** Begin **
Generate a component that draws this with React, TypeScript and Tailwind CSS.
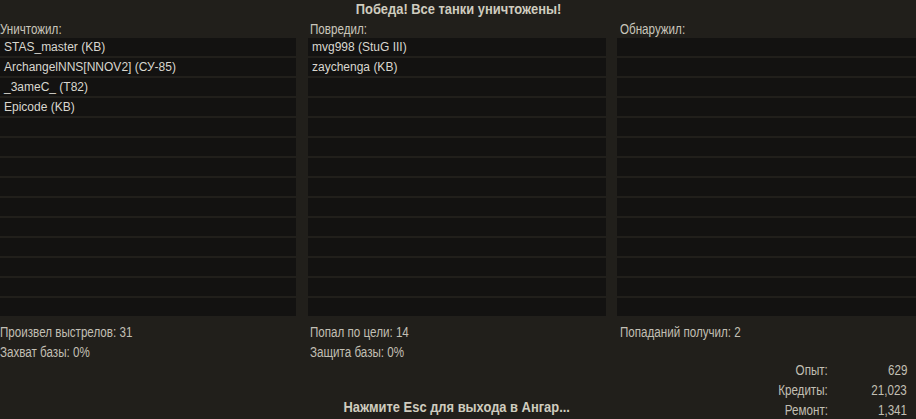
import React from "react";

const sans = { fontFamily: '"Liberation Sans", Arial, sans-serif' };

const ROWS = 14;

function N({ children, bold, center }: { children: React.ReactNode; bold?: boolean; center?: boolean }) {
  return (
    <span
      className={`inline-block whitespace-nowrap ${bold ? "font-bold scale-x-[0.86]" : "scale-x-[0.83]"} ${center ? "origin-center" : "origin-left"}`}
      style={sans}
    >
      {children}
    </span>
  );
}

function NR({ children }: { children: React.ReactNode }) {
  return (
    <span className="inline-block whitespace-nowrap scale-x-[0.83] origin-right" style={sans}>
      {children}
    </span>
  );
}

function Column({
  title,
  items,
  stats,
  pad,
  children,
  className,
}: {
  title: string;
  items: string[];
  stats: string[];
  pad: string;
  children?: React.ReactNode;
  className: string;
}) {
  const rows = Array.from({ length: ROWS }, (_, i) => items[i] ?? "");
  return (
    <div className={className}>
      <div className={`h-[20px] leading-[21px] text-[14px] text-[#c9c6bb] ${pad}`}>
        <N>{title}</N>
      </div>
      <div className="flex flex-col gap-[2px]">
        {rows.map((r, i) => (
          <div
            key={i}
            className="h-[18px] bg-[#131211] leading-[18px] text-[12px] text-[#d9d7cf] pl-[4px] whitespace-nowrap"
            style={sans}
          >
            {r}
          </div>
        ))}
      </div>
      <div className="mt-[6px] flex flex-col">
        {stats.map((s, i) => (
          <div key={i} className={`h-[20px] leading-[20px] text-[14px] text-[#c2bfb4] ${pad}`}>
            <N>{s}</N>
          </div>
        ))}
      </div>
      {children}
    </div>
  );
}

export default function App() {
  const rewards: [string, string][] = [
    ["Опыт:", "629"],
    ["Кредиты:", "21,023"],
    ["Ремонт:", "1,341"],
  ];
  return (
    <div className="w-[916px] h-[419px] overflow-hidden flex flex-col bg-[#211f1b]">
      <div className="h-[19px] leading-[17px] text-center text-[15px] text-[#cfccbf]">
        <N bold center>
          Победа! Все танки уничтожены!
        </N>
      </div>
      <div className="flex flex-1">
        <Column
          className="w-[296px] flex flex-col"
          pad=""
          title="Уничтожил:"
          items={["STAS_master (KB)", "ArchangelNNS[NNOV2] (СУ-85)", "_3ameC_ (T82)", "Epicode (KB)"]}
          stats={["Произвел выстрелов: 31", "Захват базы: 0%"]}
        />
        <Column
          className="w-[298px] ml-[12px] flex flex-col"
          pad="pl-[2px]"
          title="Повредил:"
          items={["mvg998 (StuG III)", "zaychenga (KB)"]}
          stats={["Попал по цели: 14", "Защита базы: 0%"]}
        >
          <div className="mt-[34px] h-[20px] leading-[20px] text-center text-[15px] text-[#cfccbf]">
            <N bold center>
              Нажмите Esc для выхода в Ангар...
            </N>
          </div>
        </Column>
        <Column
          className="flex-1 ml-[11px] flex flex-col"
          pad="pl-[3px]"
          title="Обнаружил:"
          items={[]}
          stats={["Попаданий получил: 2"]}
        >
          <div className="mt-[17px] flex flex-col pr-[9px]">
            {rewards.map(([l, v]) => (
              <div key={l} className="h-[20px] leading-[21px] flex justify-end text-[14px] text-[#c2bfb4]">
                <div className="text-right">
                  <NR>{l}</NR>
                </div>
                <div className="w-[79px] text-right">
                  <NR>{v}</NR>
                </div>
              </div>
            ))}
          </div>
        </Column>
      </div>
    </div>
  );
}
** End **
§ **What is asked**: From the first line above to the line containing "const ROWS = 14;", repeat each line exactly. Pictures stay out.

§ **Response below**:
Generate a component that draws this with React, TypeScript and Tailwind CSS.
import React from "react";

const sans = { fontFamily: '"Liberation Sans", Arial, sans-serif' };

const ROWS = 14;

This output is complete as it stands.